Knops (centre) during his September 2019 visit to St. Maarten.
THE HAGUE--The Kingdom Council of Ministers, on the request of State Secretary of Home Affairs and Kingdom Relations Raymond Knops, approved funding for another batch of humanitarian aid for Aruba, Curaçao and St. Maarten on Friday for an amount of 14.9 million euro.
“The people can also count on the support of the Dutch government in the coming months,” it was stated in a press release of the Dutch government. Food aid is still badly needed in all three countries with 15 to 20 per cent of the population depending on food parcels.
The Dutch government believes it is very important that the vulnerable groups in Aruba, Curaçao and St. Maarten receive support. “In recent months, I have visited the Red Cross on Aruba, Curaçao and on St. Maarten. I spoke with residents of the kingdom who need daily help from this organisation to make ends meet. The government has always indicated that it will not abandon these most vulnerable people in the three countries to their fate,” said Knops.

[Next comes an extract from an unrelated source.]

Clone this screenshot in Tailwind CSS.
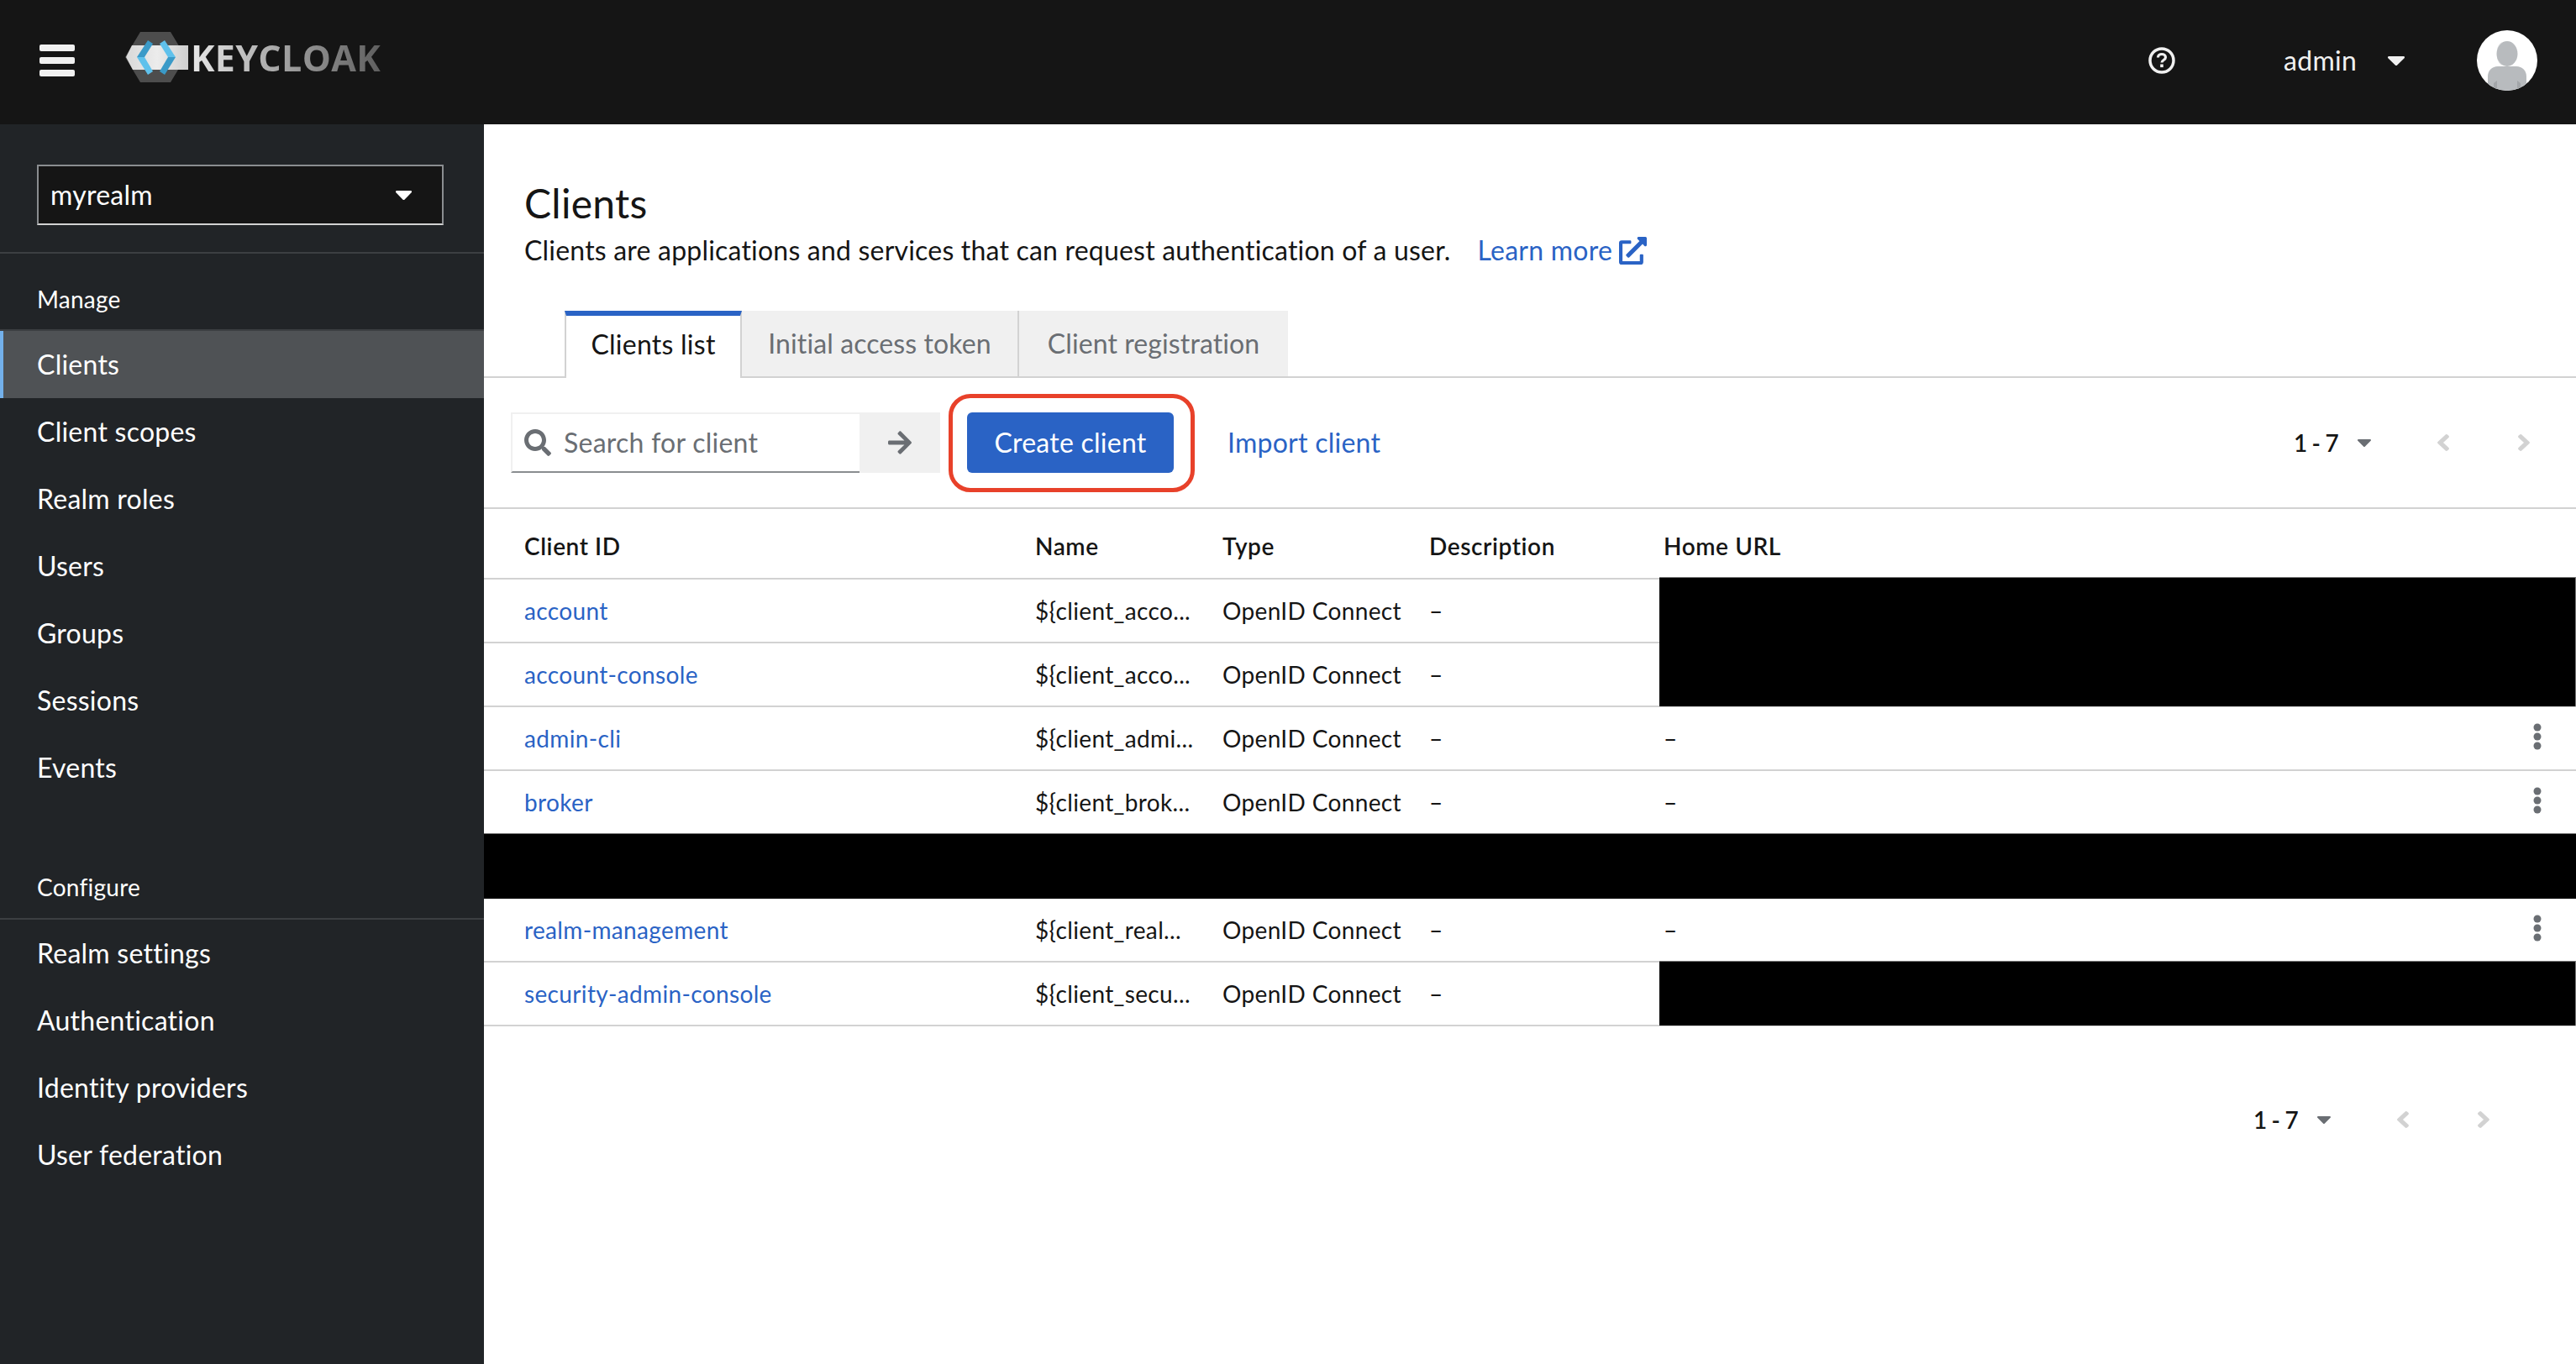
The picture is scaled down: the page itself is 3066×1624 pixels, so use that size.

With the 14.9 million euro that has been approved, humanitarian aid is provided for the three islands at least up to the month of April. The 14.9 million euro is provided as a gift, with no strings attached.
In March, the government will decide on an extension. The Dutch government has been providing humanitarian aid since the start of the COVID-19 crisis. The countries also receive liquidity support with attached conditions to reform.
The humanitarian aid is coordinated by the Red Cross and distributed with the assistance of local non-government organisations. In the coming months, the countries will be working towards a transition of the food aid programme with the responsibility being transferred from the Red Cross to the local government.
About 20 per cent of the population in Aruba and St. Maarten and about 15 per cent in Curaçao are currently dependent on food aid made possible by the Netherlands. It is assumed that the number of people in need of aid will remain the same until the summer.
Aruba, Curaçao and St. Maarten have taken a hard humanitarian and economic hit because of the coronavirus crisis. The countries are highly dependent on tourism, but this sector is still suffering.